What type of Amazon data are the most advanced companies you work with seeking or paying attention to?

 

In general, search share of voice is a major focus. This tells a brand how often and how high their products rank for search terms they care about. Many companies consider this the most-important digital shelf metric, but there are many different ways of measuring it.

 

In terms of data we provide, it’s financial data. For vendors this means invoice and remittance data, chargebacks, and other financial optimizations that help ensure payments from Amazon are as large as you’re entitled to. After a point there’s more ROI engineering 50-100 bps of margin than further optimizing ads.

 

There's a lot of innovation happening on the analytics side of things. At the same time, 1P retail sales are decelerating into the mid-single digit range and I'm getting consistent feedback on VMs leaving and Amazon not backfilling. It feels like Amazon is pulling back on the retail organization from a people perspective. Do you agree, how do those things square - fast innovation but also pulling back?

 

The future of every Amazon organization is the same: more automation and self-service.

 

Through that lens, the faster innovation and pullback of human managers can not only coexist, but they’re also complementary.

 

Better data and reporting interfaces, more direct management tools like sponsored ads and self-service deals, and you eventually don’t need vendor managers—you need support specialists for the tools, and engineers to resolve escalations.

 

 

What's different about consumer brand organizations that really excel from a data/analytics perspective?

 

Data must talk. If you can change someone’s mind by showing them detailed market research proving them wrong, you’re more likely to invest in instrumentation & telemetry for your eCommerce business. You’ll expect data-driven arguments from your teams and peers, and always from yourself. You will let yourself be convinced by data when you might not be otherwise. Ambitious, driven people will notice this and make data part of their practice.

 

That’s really it. If people want to use data, they will push their leaders to make it more accessible, their leaders will push them to justify the expense, they will commit to larger goals, and hopefully succeed and create a flywheel of investment and belief in the analytics practice.

 

  

What does Reason Automation look like in three years?

 

Although it’s always tempting to go wider, our customers trust us because we’re so focused on providing high-quality Amazon data.
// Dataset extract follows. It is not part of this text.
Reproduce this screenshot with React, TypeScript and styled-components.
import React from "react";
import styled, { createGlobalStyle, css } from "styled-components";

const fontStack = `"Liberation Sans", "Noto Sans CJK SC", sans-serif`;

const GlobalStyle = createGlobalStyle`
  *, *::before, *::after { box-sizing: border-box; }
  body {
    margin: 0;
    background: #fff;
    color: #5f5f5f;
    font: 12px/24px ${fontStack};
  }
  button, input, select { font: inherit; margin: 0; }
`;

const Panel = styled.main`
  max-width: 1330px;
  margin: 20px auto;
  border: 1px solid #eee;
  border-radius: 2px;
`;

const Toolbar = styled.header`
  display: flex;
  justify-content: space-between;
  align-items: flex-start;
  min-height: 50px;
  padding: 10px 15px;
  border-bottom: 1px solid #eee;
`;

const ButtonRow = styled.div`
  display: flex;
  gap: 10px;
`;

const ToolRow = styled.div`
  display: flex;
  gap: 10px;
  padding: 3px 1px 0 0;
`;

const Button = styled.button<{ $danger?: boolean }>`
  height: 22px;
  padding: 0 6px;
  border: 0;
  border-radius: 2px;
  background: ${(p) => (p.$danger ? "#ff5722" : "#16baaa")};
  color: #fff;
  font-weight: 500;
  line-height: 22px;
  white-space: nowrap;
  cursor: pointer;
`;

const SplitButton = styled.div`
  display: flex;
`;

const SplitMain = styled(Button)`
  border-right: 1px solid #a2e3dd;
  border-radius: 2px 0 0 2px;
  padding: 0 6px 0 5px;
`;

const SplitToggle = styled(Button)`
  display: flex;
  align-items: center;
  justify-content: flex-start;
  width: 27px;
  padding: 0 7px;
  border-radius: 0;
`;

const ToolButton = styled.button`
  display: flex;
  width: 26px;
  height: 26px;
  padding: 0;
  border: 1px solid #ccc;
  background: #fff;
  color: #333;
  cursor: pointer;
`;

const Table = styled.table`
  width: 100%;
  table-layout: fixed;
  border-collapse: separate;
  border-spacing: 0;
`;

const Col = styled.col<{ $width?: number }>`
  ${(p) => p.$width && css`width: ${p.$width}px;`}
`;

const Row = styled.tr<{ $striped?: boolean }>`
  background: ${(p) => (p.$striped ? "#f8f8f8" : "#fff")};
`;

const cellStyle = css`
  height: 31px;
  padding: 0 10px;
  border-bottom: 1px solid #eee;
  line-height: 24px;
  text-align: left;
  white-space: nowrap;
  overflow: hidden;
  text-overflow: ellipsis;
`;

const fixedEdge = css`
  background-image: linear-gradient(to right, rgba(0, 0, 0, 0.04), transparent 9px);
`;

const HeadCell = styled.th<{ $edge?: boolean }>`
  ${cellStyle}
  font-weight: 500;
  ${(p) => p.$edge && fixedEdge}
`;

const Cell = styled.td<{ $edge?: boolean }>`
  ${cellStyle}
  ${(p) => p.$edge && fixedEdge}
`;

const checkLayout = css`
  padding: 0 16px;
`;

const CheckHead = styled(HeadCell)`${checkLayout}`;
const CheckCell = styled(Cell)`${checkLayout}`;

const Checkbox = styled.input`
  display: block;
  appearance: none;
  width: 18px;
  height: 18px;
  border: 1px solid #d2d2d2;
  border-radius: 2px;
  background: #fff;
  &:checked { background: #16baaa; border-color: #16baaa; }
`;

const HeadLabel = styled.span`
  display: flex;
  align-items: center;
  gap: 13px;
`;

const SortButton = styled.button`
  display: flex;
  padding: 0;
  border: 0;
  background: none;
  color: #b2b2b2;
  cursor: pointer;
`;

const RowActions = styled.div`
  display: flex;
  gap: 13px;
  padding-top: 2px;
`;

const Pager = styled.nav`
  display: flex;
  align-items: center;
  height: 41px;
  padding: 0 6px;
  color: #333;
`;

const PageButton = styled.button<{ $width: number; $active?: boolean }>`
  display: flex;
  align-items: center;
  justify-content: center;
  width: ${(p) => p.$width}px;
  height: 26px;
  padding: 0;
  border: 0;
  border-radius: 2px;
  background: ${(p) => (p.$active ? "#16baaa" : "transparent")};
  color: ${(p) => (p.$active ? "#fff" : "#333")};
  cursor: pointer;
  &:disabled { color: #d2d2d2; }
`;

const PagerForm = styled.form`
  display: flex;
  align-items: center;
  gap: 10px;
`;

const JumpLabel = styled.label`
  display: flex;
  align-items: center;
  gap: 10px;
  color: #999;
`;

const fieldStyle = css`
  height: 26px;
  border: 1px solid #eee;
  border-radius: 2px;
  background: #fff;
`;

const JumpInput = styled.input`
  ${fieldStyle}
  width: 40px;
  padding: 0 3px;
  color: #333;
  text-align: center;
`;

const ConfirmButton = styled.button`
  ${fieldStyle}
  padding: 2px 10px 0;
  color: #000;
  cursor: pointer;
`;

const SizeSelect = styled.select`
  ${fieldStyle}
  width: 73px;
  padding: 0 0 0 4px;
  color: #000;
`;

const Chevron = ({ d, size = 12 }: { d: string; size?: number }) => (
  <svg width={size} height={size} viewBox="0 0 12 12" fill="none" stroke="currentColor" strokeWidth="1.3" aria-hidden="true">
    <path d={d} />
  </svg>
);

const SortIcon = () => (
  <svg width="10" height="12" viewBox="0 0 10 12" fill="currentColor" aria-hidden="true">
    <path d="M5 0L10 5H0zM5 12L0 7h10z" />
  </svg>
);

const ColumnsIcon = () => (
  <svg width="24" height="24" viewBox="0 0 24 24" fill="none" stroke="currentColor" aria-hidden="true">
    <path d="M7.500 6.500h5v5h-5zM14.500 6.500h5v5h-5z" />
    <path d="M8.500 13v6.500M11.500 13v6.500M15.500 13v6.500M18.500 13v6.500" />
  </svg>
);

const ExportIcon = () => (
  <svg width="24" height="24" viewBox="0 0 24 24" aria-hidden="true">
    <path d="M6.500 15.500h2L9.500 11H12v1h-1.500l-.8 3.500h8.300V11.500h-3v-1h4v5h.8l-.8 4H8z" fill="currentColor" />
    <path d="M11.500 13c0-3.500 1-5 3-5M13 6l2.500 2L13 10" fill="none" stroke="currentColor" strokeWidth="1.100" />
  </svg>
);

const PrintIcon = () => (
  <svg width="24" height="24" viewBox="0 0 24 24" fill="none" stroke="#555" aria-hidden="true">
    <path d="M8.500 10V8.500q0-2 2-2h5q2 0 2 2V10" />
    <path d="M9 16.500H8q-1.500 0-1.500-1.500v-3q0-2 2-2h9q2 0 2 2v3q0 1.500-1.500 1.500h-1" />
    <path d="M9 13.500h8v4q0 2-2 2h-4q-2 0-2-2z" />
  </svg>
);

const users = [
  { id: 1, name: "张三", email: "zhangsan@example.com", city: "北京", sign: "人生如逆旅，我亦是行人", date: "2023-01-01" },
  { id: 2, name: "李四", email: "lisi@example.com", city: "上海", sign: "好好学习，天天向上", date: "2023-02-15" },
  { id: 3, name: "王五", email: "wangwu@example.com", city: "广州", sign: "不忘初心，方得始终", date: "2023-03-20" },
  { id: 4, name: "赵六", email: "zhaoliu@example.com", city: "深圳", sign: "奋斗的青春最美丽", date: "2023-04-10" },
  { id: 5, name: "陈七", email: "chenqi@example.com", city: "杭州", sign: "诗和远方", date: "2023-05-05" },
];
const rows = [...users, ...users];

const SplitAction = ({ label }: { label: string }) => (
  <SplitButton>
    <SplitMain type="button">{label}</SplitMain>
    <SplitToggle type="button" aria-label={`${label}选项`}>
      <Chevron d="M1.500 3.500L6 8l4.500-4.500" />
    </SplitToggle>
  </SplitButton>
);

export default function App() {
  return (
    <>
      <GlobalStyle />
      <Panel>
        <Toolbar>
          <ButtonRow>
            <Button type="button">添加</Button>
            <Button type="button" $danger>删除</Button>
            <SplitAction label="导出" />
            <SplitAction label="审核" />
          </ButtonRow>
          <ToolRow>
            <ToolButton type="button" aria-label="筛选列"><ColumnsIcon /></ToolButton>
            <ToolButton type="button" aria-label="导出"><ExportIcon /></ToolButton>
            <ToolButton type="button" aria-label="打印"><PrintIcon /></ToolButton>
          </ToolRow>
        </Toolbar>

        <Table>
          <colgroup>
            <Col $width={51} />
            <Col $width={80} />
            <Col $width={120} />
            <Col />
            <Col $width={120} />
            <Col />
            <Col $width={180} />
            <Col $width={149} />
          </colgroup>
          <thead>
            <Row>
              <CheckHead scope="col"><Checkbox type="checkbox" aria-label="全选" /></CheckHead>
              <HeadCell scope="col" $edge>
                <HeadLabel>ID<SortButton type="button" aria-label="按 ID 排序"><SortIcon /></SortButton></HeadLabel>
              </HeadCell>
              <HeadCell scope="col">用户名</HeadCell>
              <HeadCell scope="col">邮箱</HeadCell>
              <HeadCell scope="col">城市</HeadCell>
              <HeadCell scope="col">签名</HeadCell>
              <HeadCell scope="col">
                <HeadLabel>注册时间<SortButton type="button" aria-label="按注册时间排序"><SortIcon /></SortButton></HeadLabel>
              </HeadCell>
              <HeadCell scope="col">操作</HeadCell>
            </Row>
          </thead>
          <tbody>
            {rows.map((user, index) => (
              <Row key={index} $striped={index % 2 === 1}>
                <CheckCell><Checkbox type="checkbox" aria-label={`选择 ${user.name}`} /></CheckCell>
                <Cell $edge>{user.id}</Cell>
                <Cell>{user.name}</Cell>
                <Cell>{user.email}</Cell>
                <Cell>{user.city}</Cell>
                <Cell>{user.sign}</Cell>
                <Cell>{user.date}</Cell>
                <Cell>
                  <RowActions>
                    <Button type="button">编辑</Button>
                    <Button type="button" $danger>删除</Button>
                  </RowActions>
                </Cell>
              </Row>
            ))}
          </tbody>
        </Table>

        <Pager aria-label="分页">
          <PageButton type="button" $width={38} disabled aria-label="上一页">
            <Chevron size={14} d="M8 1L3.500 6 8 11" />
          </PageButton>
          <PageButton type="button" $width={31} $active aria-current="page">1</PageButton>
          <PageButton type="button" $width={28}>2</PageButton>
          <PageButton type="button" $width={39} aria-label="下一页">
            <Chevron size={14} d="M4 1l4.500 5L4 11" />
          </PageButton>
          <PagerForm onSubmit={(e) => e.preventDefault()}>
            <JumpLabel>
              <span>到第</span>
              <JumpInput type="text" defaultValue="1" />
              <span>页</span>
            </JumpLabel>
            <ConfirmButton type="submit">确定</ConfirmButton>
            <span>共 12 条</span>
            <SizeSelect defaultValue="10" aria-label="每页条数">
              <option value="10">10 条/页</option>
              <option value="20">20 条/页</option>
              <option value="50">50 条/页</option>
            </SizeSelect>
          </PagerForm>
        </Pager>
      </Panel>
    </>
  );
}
With that in mind we’ll start 2023 focused on data accessibility improvements through new products (e.g., simplified schemas), documentation (e.g., tutorial videos), and services (e.g., diagnostic consulting).

 

Beyond that it’s hard to say, but our strength in data extraction and operations can easily be pointed at other retailers like Walmart, Target, Instacart, Shopify, Home Depot, etc. Once we’re confident we can keep up with Amazon’s accelerating release pace, we’ll consider broadening our horizons.